══ Data excerpt
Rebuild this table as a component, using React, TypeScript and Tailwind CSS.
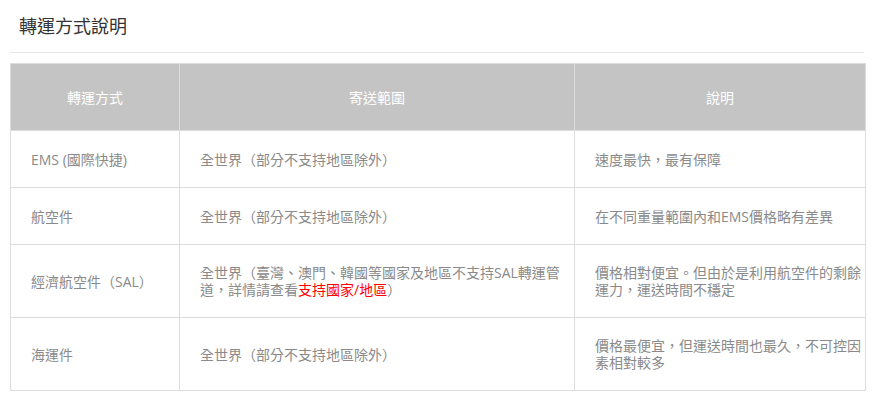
const rows = [
  {
    method: "EMS (國際快捷)",
    range: <>全世界（部分不支持地區除外）</>,
    note: "速度最快，最有保障",
    tall: false,
  },
  {
    method: "航空件",
    range: <>全世界（部分不支持地區除外）</>,
    note: "在不同重量範圍內和EMS價格略有差異",
    tall: false,
  },
  {
    method: "經濟航空件（SAL）",
    range: (
      <>
        全世界（臺灣、澳門、韓國等國家及地區不支持SAL轉運管道，詳情請查看
        <a href="#" className="text-[#ff0000]">
          支持國家/地區
        </a>
        ）
      </>
    ),
    note: "價格相對便宜。但由於是利用航空件的剩餘運力，運送時間不穩定",
    tall: true,
  },
  {
    method: "海運件",
    range: <>全世界（部分不支持地區除外）</>,
    note: "價格最便宜，但運送時間也最久，不可控因素相對較多",
    tall: true,
  },
];

export default function App() {
  return (
    <div
      className="w-[874px] h-[406px] bg-white px-[10px] overflow-hidden"
      style={{ fontFamily: '"Open Sans", "Noto Sans CJK TC", sans-serif' }}
    >
      <div className="h-[53px] border-b border-[#e5e5e5] flex items-center pl-[9px]">
        <h2 className="text-[18px] leading-[24px] text-[#333] font-normal">轉運方式說明</h2>
      </div>

      <table className="mt-[10px] w-[855px] border-collapse border border-[#dddddd] table-fixed text-[14px]">
        <colgroup>
          <col className="w-[169px]" />
          <col className="w-[395px]" />
          <col className="w-[291px]" />
        </colgroup>
        <thead>
          <tr className="bg-[#c4c4c4] text-white">
            <th className="h-[67px] border border-[#dddddd] font-normal text-center">轉運方式</th>
            <th className="h-[67px] border border-[#dddddd] font-normal text-center">寄送範圍</th>
            <th className="h-[67px] border border-[#dddddd] font-normal text-center">說明</th>
          </tr>
        </thead>
        <tbody className="text-[#8a8a8a]">
          {rows.map((row) => (
            <tr key={row.method}>
              <td
                className={`${row.tall ? "h-[73px]" : "h-[57px]"} border border-[#dddddd] pl-[20px] pr-[10px] leading-[17px] align-middle`}
              >
                {row.method}
              </td>
              <td className="border border-[#dddddd] pl-[20px] pr-[8px] leading-[17px] align-middle">
                {row.range}
              </td>
              <td className="border border-[#dddddd] pl-[20px] pr-[2px] leading-[17px] align-middle">
                {row.note}
              </td>
            </tr>
          ))}
        </tbody>
      </table>
    </div>
  );
}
════
■ Stated task ■
Repeat verbatim all the material, but not the pictures.

■ Solution ■
Rebuild this table as a component, using React, TypeScript and Tailwind CSS.
const rows = [
  {
    method: "EMS (國際快捷)",
    range: <>全世界（部分不支持地區除外）</>,
    note: "速度最快，最有保障",
    tall: false,
  },
  {
    method: "航空件",
    range: <>全世界（部分不支持地區除外）</>,
    note: "在不同重量範圍內和EMS價格略有差異",
    tall: false,
  },
  {
    method: "經濟航空件（SAL）",
    range: (
      <>
        全世界（臺灣、澳門、韓國等國家及地區不支持SAL轉運管道，詳情請查看
        <a href="#" className="text-[#ff0000]">
          支持國家/地區
        </a>
        ）
      </>
    ),
    note: "價格相對便宜。但由於是利用航空件的剩餘運力，運送時間不穩定",
    tall: true,
  },
  {
    method: "海運件",
    range: <>全世界（部分不支持地區除外）</>,
    note: "價格最便宜，但運送時間也最久，不可控因素相對較多",
    tall: true,
  },
];

export default function App() {
  return (
    <div
      className="w-[874px] h-[406px] bg-white px-[10px] overflow-hidden"
      style={{ fontFamily: '"Open Sans", "Noto Sans CJK TC", sans-serif' }}
    >
      <div className="h-[53px] border-b border-[#e5e5e5] flex items-center pl-[9px]">
        <h2 className="text-[18px] leading-[24px] text-[#333] font-normal">轉運方式說明</h2>
      </div>

      <table className="mt-[10px] w-[855px] border-collapse border border-[#dddddd] table-fixed text-[14px]">
        <colgroup>
          <col className="w-[169px]" />
          <col className="w-[395px]" />
          <col className="w-[291px]" />
        </colgroup>
        <thead>
          <tr className="bg-[#c4c4c4] text-white">
            <th className="h-[67px] border border-[#dddddd] font-normal text-center">轉運方式</th>
            <th className="h-[67px] border border-[#dddddd] font-normal text-center">寄送範圍</th>
            <th className="h-[67px] border border-[#dddddd] font-normal text-center">說明</th>
          </tr>
        </thead>
        <tbody className="text-[#8a8a8a]">
          {rows.map((row) => (
            <tr key={row.method}>
              <td
                className={`${row.tall ? "h-[73px]" : "h-[57px]"} border border-[#dddddd] pl-[20px] pr-[10px] leading-[17px] align-middle`}
              >
                {row.method}
              </td>
              <td className="border border-[#dddddd] pl-[20px] pr-[8px] leading-[17px] align-middle">
                {row.range}
              </td>
              <td className="border border-[#dddddd] pl-[20px] pr-[2px] leading-[17px] align-middle">
                {row.note}
              </td>
            </tr>
          ))}
        </tbody>
      </table>
    </div>
  );
}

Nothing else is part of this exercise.